Stephanie Izard: It's one thing to read a recipe, but it's another to watch a video of somebody making it. I guess now that there a lot of chefs and authors doing online components we can see what other people are doing and try to think of things that will make it a little bit different. Even showing sourcing the ingredients and bringing the whole farm-to-table thing to life a little bit in the online component can be fun. This next book is all about Girl And The Goat and the opening and things like that, so we'll definitely bring some of the liveliness of the restaurant into the online component.

You might have a better sense of this than me, but as the Internet has had its rippling effect on the publishing industry, from your standpoint, are cookbooks still coming out at the same pace as they have historically? Or have they slowed down?

Stephanie Izard: I have a number of friends with cookbooks coming out, but I don't pay attention to things as closely as I should. [Laughs.] I was just at a book event in D.C., for a national book-club thing, and I was sitting next to Michael Ruhlman, he just had a book that came out. I think people are still producing books, but those who started producing them in the last year, there's definitely going to be more of an online side to it. There's also an online side to just selling or promoting your book. We did a bunch of videos about the book and ways to use the whole online and Internet side for sales of the actual book.

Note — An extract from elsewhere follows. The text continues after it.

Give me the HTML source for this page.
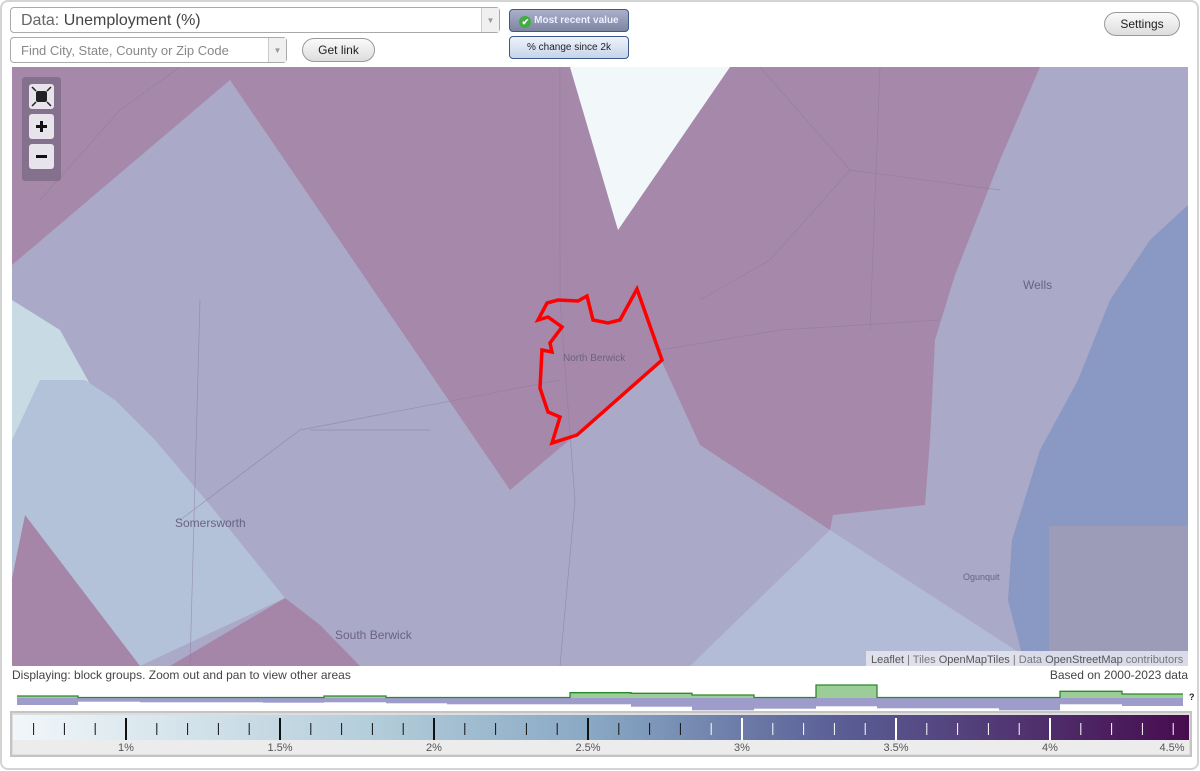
<!DOCTYPE html>
<html><head><meta charset="utf-8"><style>
*{box-sizing:border-box;margin:0;padding:0}
body{width:1200px;height:771px;background:#fff;font-family:"Liberation Sans",sans-serif;position:relative;overflow:hidden}
.frame{position:absolute;left:0;top:0;width:1199px;height:770px;border:2px solid #d4d4d4;border-radius:8px}
.sel{position:absolute;background:#fff;border:1px solid #aaa;border-radius:4px;color:#444}
.sel .arr{position:absolute;right:0;top:0;bottom:0;width:18px;border-left:1px solid #ccc;background:#f0f0f0;color:#999;font-size:8px;text-align:center}
.btn{position:absolute;border:1px solid #999;border-radius:12px;background:linear-gradient(#fafafa,#ddd);font-size:12px;color:#222;text-align:center}
.tb{position:absolute;left:509px;width:120px;border:1px solid #3a5a8a;border-radius:4px;font-size:10px;text-align:center}
</style></head><body>
<div class="frame"></div>
<div class="sel" style="left:10px;top:7px;width:490px;height:26px;font-size:16px;line-height:25px;padding-left:10px"><span style="color:#666">Data:</span> Unemployment (%)<div class="arr" style="line-height:25px">▼</div></div>
<div class="sel" style="left:10px;top:37px;width:277px;height:26px;font-size:13px;line-height:25px;padding-left:10px;color:#888">Find City, State, County or Zip Code<div class="arr" style="line-height:25px">▼</div></div>
<div class="btn" style="left:302px;top:38px;width:73px;height:24px;line-height:22px">Get link</div>
<div class="btn" style="left:1104px;top:12px;width:76px;height:24px;line-height:22px">Settings</div>
<div class="tb" style="top:9px;height:23px;line-height:21px;background:linear-gradient(#aab0c8,#7c85a2);color:#eef;font-weight:bold"><span style="display:inline-block;width:12px;height:12px;border-radius:6px;background:#4a4;color:#fff;font-size:9px;line-height:12px;vertical-align:-2px">✔</span> Most recent value</div>
<div class="tb" style="top:36px;height:23px;line-height:21px;background:linear-gradient(#eef3fb,#c6d4ea);color:#222">% change since 2k</div>

<svg style="position:absolute;left:0;top:0" width="1200" height="771">
<rect x="12" y="67" width="1176" height="599" fill="#aaa9c7"/>
<polygon points="12,300 60,330 110,420 12,578" fill="#c8dbe4"/>
<polygon points="40,380 85,380 115,400 155,440 210,505 285,598 140,666 110,666 25,515 12,578 12,440" fill="#b3c1d9"/>
<polygon points="12,578 25,515 140,666 12,666" fill="#a586a8"/>
<polygon points="170,666 285,598 320,625 360,666" fill="#a586a8"/>
<polygon points="690,666 830,530 1040,666" fill="#b2bcd6"/>
<polygon points="1188,205 1150,240 1110,300 1078,380 1040,450 1012,540 1008,600 1025,666 1188,666" fill="#8a98c4"/>
<rect x="1049" y="526" width="139" height="126" fill="#9c9cb8"/>
<polygon points="12,67 570,67 618,230 662,362 510,490 230,80 12,265" fill="#a688aa"/>
<polygon points="730,67 1040,67 1000,160 955,275 935,340 930,440 925,505 833,515 830,530 700,445 662,362 618,230" fill="#a688aa"/>
<polygon points="570,67 730,67 618,230" fill="#f2f7f9"/>
<g fill="none" stroke="#8a7a9a" stroke-width="0.7" opacity="0.6">
<path d="M40,200 L120,110 L180,67"/><path d="M760,67 L850,170 L1000,190"/><path d="M850,170 L770,260 L700,300"/>
<path d="M560,67 L560,300 L575,500 L560,666"/><path d="M180,520 L300,430 L560,380"/><path d="M660,350 L780,330 L940,320"/>
<path d="M310,430 L430,430"/><path d="M200,300 L190,666"/><path d="M880,67 L870,330"/>
</g>
<polygon points="547,303 558,300 578,301 587,296 593,320 608,323 620,320 637,289 662,360 577,435 552,443 560,417 548,412 540,388 542,350 552,352 550,343 562,327 548,317 538,320" fill="none" stroke="#f00" stroke-width="3.5" stroke-linejoin="miter"/>
<g font-family="Liberation Sans,sans-serif" fill="#6a6380">
<text x="563" y="361" font-size="10">North Berwick</text>
<text x="175" y="527" font-size="12">Somersworth</text>
<text x="335" y="639" font-size="12">South Berwick</text>
<text x="1023" y="289" font-size="12">Wells</text>
<text x="963" y="580" font-size="9">Ogunquit</text>
</g>
<rect x="22" y="77" width="39" height="104" rx="3" fill="#7d6a86" opacity="0.8"/>
<g fill="#e8e4ec"><rect x="29" y="84" width="25" height="25" rx="3"/><rect x="29" y="114" width="25" height="25" rx="3"/><rect x="29" y="144" width="25" height="25" rx="3"/></g>
<rect x="36" y="91" width="11" height="11" rx="2" fill="#222"/>
<path d="M32,87l4,4M51,87l-4,4M32,106l4,-4M51,106l-4,-4" stroke="#222" stroke-width="1.5"/>
<path d="M41.5,121v11M36,126.5h11" stroke="#111" stroke-width="3"/>
<path d="M36,156.5h11" stroke="#111" stroke-width="3"/>
<rect x="866" y="651" width="322" height="15" fill="#e6e6ee" opacity="0.85"/>
<text x="871" y="663" font-size="11" font-family="Liberation Sans,sans-serif" fill="#777"><tspan fill="#555">Leaflet</tspan> | Tiles <tspan fill="#555">OpenMapTiles</tspan> | Data <tspan fill="#555">OpenStreetMap</tspan> contributors</text>
<text x="12" y="679" font-size="12" font-family="Liberation Sans,sans-serif" fill="#444">Displaying: block groups. Zoom out and pan to view other areas</text>
<text x="1188" y="679" font-size="12" font-family="Liberation Sans,sans-serif" fill="#444" text-anchor="end">Based on 2000-2023 data</text>
<g id="hist"></g>
<defs><linearGradient id="g" x1="0" x2="1"><stop offset="0" stop-color="#f1f7fa"/><stop offset="0.3" stop-color="#b5cedb"/><stop offset="0.5" stop-color="#87a6c3"/><stop offset="0.7" stop-color="#5a5f96"/><stop offset="1" stop-color="#470c4e"/></linearGradient></defs>
<rect x="11" y="712" width="1180" height="44" fill="#ddd" stroke="#c4c4c4" stroke-width="2"/>
<rect x="13" y="715" width="1176" height="25" fill="url(#g)"/>
<rect x="13" y="740" width="1176" height="14" fill="#ececec"/>
<g id="ticks"></g>
<g font-size="11" font-family="Liberation Sans,sans-serif" fill="#555" text-anchor="middle">
<text x="126" y="751">1%</text><text x="280" y="751">1.5%</text><text x="434" y="751">2%</text><text x="588" y="751">2.5%</text><text x="742" y="751">3%</text><text x="896" y="751">3.5%</text><text x="1050" y="751">4%</text><text x="1172" y="751">4.5%</text></g>
<text x="1189" y="700" font-size="9" font-weight="bold" fill="#222">?</text>
</svg>
<script>
var b=[[17,696,705],[78,697.5,701.7],[140,697.5,702.3],[201,697.5,702.3],[263,697.5,702.7],[324,696,702.3],[386,697.5,703.3],[447,697.5,704.3],[508,697.5,704.3],[570,692.7,704.3],[631,693.3,706.7],[692,695,710.3],[754,697.5,708.7],[816,685,706.3],[877,697.5,708.3],[938,697.5,708.3],[999,697.5,710.3],[1060,691.3,704.3],[1122,694,706]];
var s='',gl='M17,'+b[0][1];
for(var i=0;i<b.length;i++){var x=b[i][0],w=(i<b.length-1?b[i+1][0]:1183)-x;
s+='<rect x="'+x+'" y="'+b[i][1]+'" width="'+w+'" height="'+(697.7-b[i][1])+'" fill="#9ccc98"/>';
s+='<rect x="'+x+'" y="697.7" width="'+w+'" height="'+(b[i][2]-697.7)+'" fill="#9d9ccb"/>';
gl+=' L'+x+','+b[i][1]+' L'+(x+w)+','+b[i][1];}
s+='<path d="'+gl+'" fill="none" stroke="#2a8a2a" stroke-width="1.3"/>';
document.getElementById('hist').innerHTML=s;
var t='';for(var k=-3;k<=35;k++){var x=126+k*30.8;if(x<20||x>1186)continue;var maj=(k%5==0);var c=x>700?'#fff':'#111';
t+='<line x1="'+x+'" x2="'+x+'" y1="'+(maj?718:723)+'" y2="'+(maj?740:735)+'" stroke="'+c+'" stroke-width="'+(maj?2:1)+'"/>';}
document.getElementById('ticks').innerHTML=t;
</script>
</body></html>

How do you feel about the whole "celebrity chef" movement and the term itself? That's also something that's risen in the last few years.

Stephanie Izard: [Laughs.] When I hear that term, I guess I'm in that category, but I think it's it more Mario Batali and Jamie Oliver. I'm not like, "Oh, hey, me and my buddies the celebrity chefs go somewhere and get our pictures taken and autographs and stuff."

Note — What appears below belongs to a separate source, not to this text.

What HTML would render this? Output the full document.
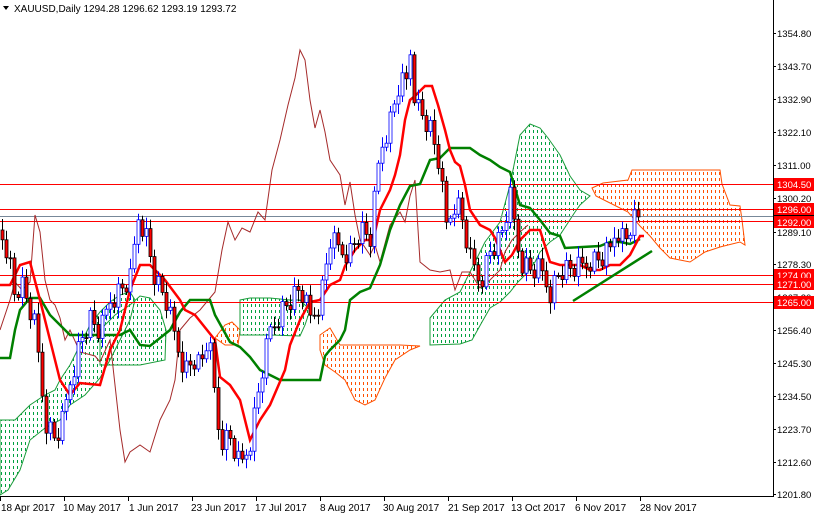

On your way to the Millionaire's Club?

Stephanie Izard: [Laughs.] Right. I mean, it's fun to be a little part of it but I guess I'll never look at myself and be like, "Hi, I'm Stephanie and I'm a celebrity chef." [Laughs.] I'm just a chef.

Well, because it's attributed to you and people like you a lot. But I'm wondering if people reading this are hoping someday to release a cookbook, in your opinion, do they have be a big name like yourself or a Mario Batali to make it viable?

Stephanie Izard: I think that, just from my experience of selling the book to a publisher, it definitely helps to already have a fan base. I think that even when I sold my book I didn't have quite as many Twitter followers. My fan base is continuing to grow, and I think now, selling a book, there's more that a publishing company is looking for. But there are so many cookbooks out there and I'm sure there are ton of extremely well written and beautiful cookbooks that the person that wrote them doesn't have a big name behind them. When someone walks into a store and there's 500 cookbooks to choose from, they're going to be drawn to the one with someone they recognize on the cover perhaps. I think it's either having a -- I'm putting little quotation marks around this when I say this -- "celebrity chef" behind it or just having a cool idea and a unique thing. There's some cool books out there, like that one named Bones, and I go in a store and see it's called Bones, I'm like, "Yeah, what's that?" So having something unique behind it helps.

That's a great point, though: As everyone's hopping on the bandwagon, just being on it doesn't get you noticed.

Stephanie Izard: Right. There's a lot of competition out there.

That in mind, what would you advise people who haven't been on a TV show to catch attention as a chef or author?

Stephanie Izard: As a chef, before I went on television I had a restaurant, and we had a PR rep and we were very good about just trying to keep up on that end of things. For me, I was lucky I was a 27-year-old female opening a restaurant. That's like a story unto itself. I would like to hope that any chef who's going to create food, that's the best you can do. It is a competitive market, especially in a city like Chicago where there's people looking for great new restaurants and foodie things all the time. You just create a beautiful place. You don't need to have a big name behind it or anything like that. Same with the writing world, but it's hard for me to say. Like I say, I barely understand it myself. I'm still figuring it out myself.

How did you define your audience for the book? You say you have a story to your arc, and of course you do, but it isn't in the same sort of category as something like the Alinea book.

Stephanie Izard: Yeah. For the book that we wrote, its purpose is to be for Mrs. Smith that lives in the middle of Iowa as well as a foodie in New York. The need for that book is definitely tapping into a number of different markets, which is part of going out on the road and going on Rachael Ray the other day, which is a different target market than when I go do a dinner in Seattle. I'm creating a book that is meant for the home cook or chef friends who enjoys reading it, people that enjoy taking it home and just learning from it.

Something like the Alinea cookbook is just amazing and every person in the industry, every chef and every cook is going to go buy it. It's just beautiful, and your average home cook isn't going to be able to cook from it but they'll still buy it because it's just a beautiful book.

Right. It's a good coffee-table book, if nothing else.

Stephanie Izard: Right. I couldn't make anything out of it. [Laughs.]

What sort of things have you learned going out on a huge media tour like this for the first time?

Stephanie Izard: I'm just trying to have fun with it. Sometimes they're like, "Oh, do this interview for this," and it's like I'm in the middle of Texas doing an interview on the morning show and I'm like, "This is funny. I don't know anyone out here." But that's the point: You go on a book tour to get into markets that might not be as familiar with you. I'm not Mario Batali, so I can't walk into any city with my orange Crocs and have people be like, "Oh my God, there's Mario!"

I was on my way to a Williams-Sonoma outside of Denver, and I was like, "Why are we in the middle of no where?" But the people that came are people who live out there and, again, it's just getting out to people in Denver who maybe are foodies and know who I am but people out in the suburbs there maybe don't. Just going into different markets and understand that it's important to go to places you aren't 100 percent comfortable until you get there.